We are of opinion that the court correctly ruled that the defendants were not limited in their sales to the invoice prices. While the plaintiffs had a right to fix definitely the prices of their goods, and to direct positively that none should be sold for less than they thus fixed, the giving of prices merely in the invoice which accompanied the shipment cannot be considered such a direction. In their letter requesting the consignment, of August 14,1872, while the defendants desire the plaintiffs to invoice the goods as low as they can, they inform the plaintiffs what the charges are to be, what they will do as to payment of return freight if satisfactory prices cannot be obtained, and that they will be responsible for any neglect of duty or of the orders which the plaintiffs may give. In the reply of the plaintiffs, of August 19, 1872, which accompanies the shipment of goods, they state that they have invoiced the goods at the lowest selling prices, and that the invoice inclosed " will be duplicated if the prices obtained warrant." The correspondence on both sides, and especially the promise of the plaintiffs to duplicate " the small shipment " actually sent, " if prices obtained warrant," indicate that the goods were sent in order to make an experiment upon the market, and that the invoice prices were for the information, and to some extent perhaps for the guidance of the consignees; but there is no direction to them to hold the goods if these prices cannot be obtained. Upon a declaration, therefore, which alleges no misconduct on the part of the defendants, but simply a violation of an order not to sell at less than the invoice prices, the plaintiffs cannot recover.
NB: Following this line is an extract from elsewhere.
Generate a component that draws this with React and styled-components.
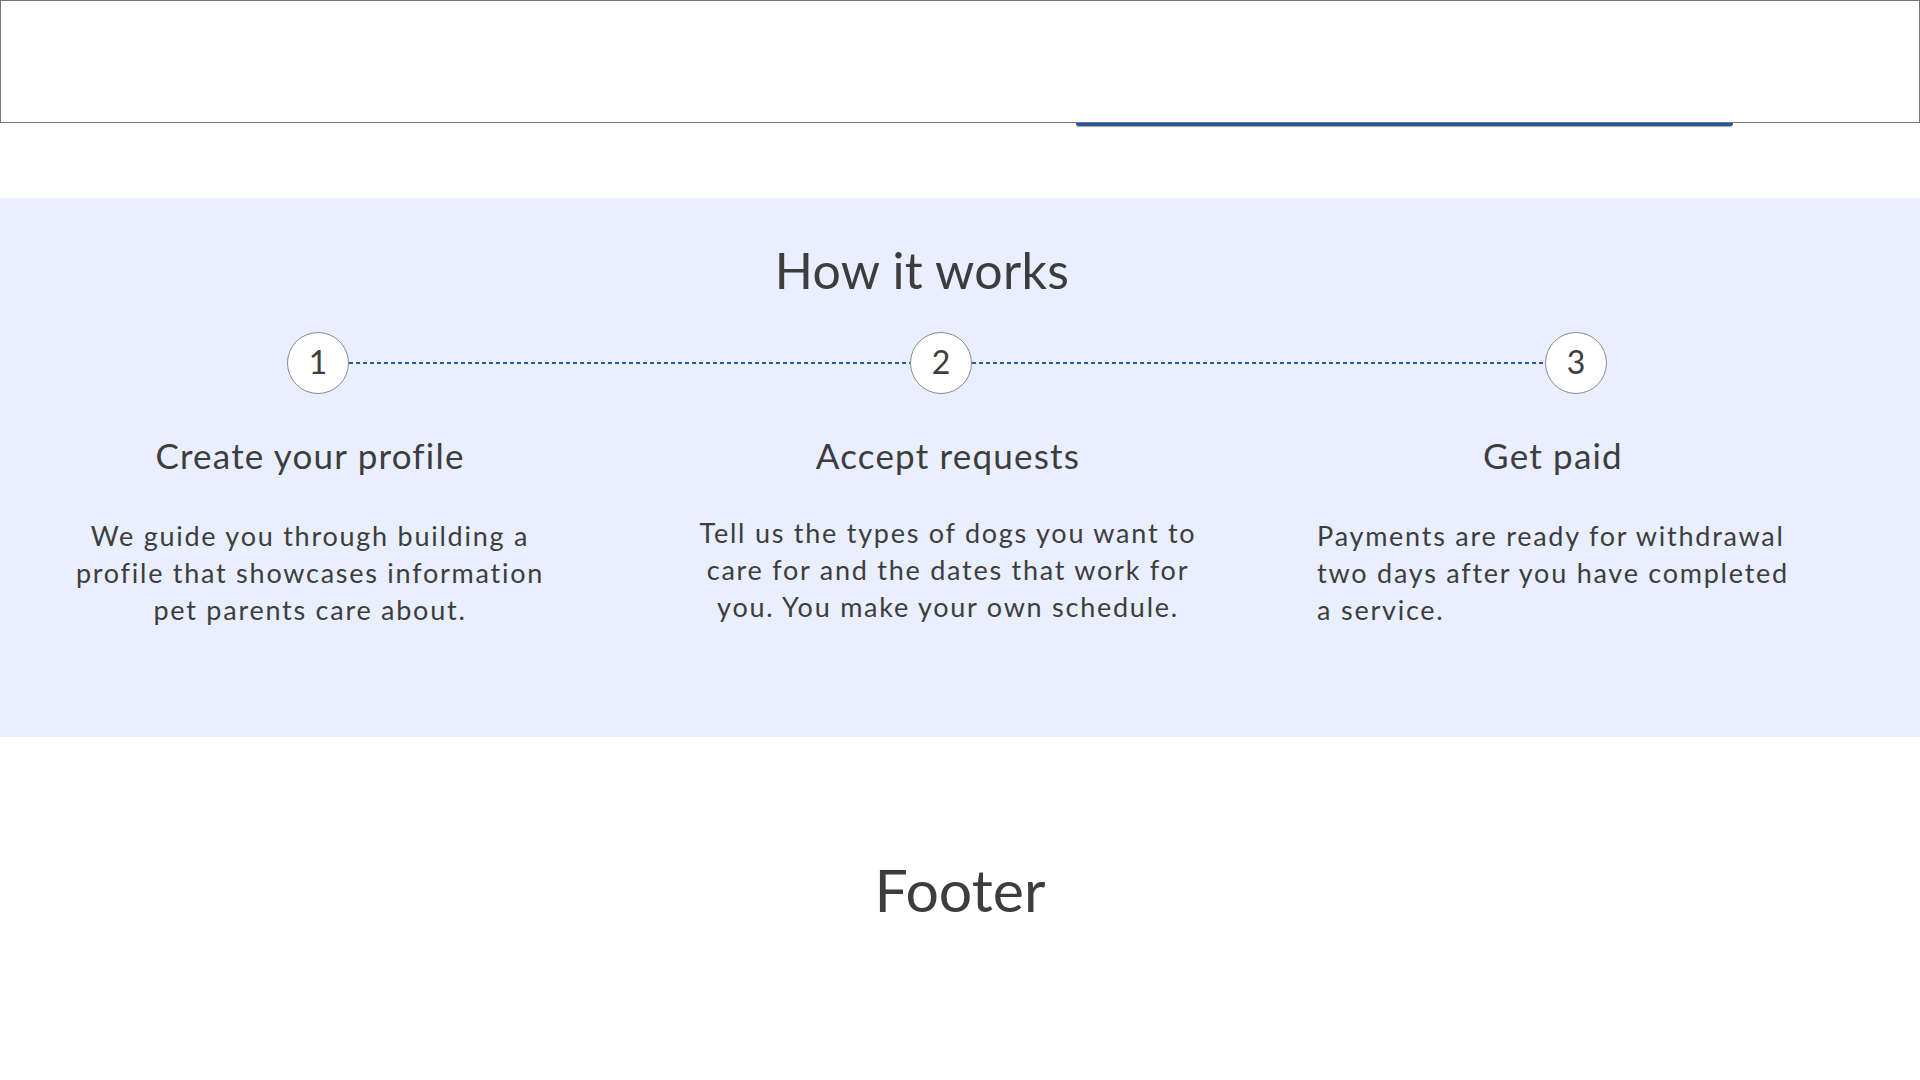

While the contract between the parties is to be determined by the letters of August 14 and August 19,1872, as tending to show that the construction given by the court is the natural one, it is to be observed that the construction which the plaintiffs originally gave themselves was the same. This is sufficiently shown by their letter of September 11,1872, in which, while they say that the prices are not satisfactory, they make no claim- that any order has been violated by selling at less than the invoice prices, but object only to the commissions, which they think higher than have been agreed to. Judgment on the verdict.